— PROVIDED MATERIAL —
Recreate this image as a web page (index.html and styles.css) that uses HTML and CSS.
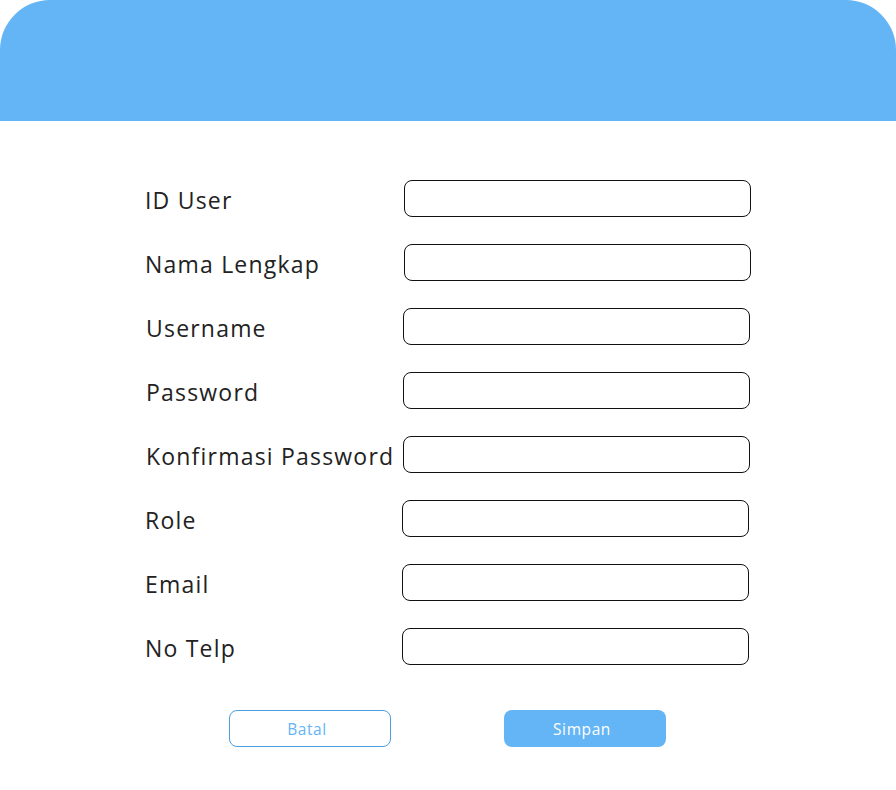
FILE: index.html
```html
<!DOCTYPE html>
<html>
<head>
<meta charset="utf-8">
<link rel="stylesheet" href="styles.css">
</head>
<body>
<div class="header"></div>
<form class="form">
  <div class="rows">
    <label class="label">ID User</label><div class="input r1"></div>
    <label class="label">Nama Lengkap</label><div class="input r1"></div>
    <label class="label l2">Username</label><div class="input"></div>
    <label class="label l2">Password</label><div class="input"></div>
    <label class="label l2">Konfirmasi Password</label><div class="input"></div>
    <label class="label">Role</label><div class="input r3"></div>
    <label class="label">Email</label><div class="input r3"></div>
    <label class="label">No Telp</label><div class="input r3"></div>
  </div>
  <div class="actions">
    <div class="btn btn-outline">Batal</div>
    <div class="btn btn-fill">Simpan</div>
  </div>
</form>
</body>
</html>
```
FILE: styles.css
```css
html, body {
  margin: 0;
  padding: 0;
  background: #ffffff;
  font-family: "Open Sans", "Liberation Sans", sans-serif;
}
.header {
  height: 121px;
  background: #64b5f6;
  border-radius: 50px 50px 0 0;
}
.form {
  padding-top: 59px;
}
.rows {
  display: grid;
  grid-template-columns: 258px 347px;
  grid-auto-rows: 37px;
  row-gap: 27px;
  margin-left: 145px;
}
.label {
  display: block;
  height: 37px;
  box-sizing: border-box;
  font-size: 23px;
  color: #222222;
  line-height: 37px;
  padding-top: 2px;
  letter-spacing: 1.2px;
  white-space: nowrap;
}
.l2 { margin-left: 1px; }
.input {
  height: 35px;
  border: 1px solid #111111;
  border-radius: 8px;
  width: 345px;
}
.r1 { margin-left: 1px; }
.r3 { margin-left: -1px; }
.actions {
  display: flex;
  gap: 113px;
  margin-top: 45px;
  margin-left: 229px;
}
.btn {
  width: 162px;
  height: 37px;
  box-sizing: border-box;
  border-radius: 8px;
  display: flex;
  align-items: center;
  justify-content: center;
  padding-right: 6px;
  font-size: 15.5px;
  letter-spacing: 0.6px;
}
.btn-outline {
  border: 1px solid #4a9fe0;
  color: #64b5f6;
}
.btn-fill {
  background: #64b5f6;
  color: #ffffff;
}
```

— YOUR TASK —
List every line above that contains the word "styles".

— EXERCISE OUTPUT —
Recreate this image as a web page (index.html and styles.css) that uses HTML and CSS.
<link rel="stylesheet" href="styles.css">
FILE: styles.css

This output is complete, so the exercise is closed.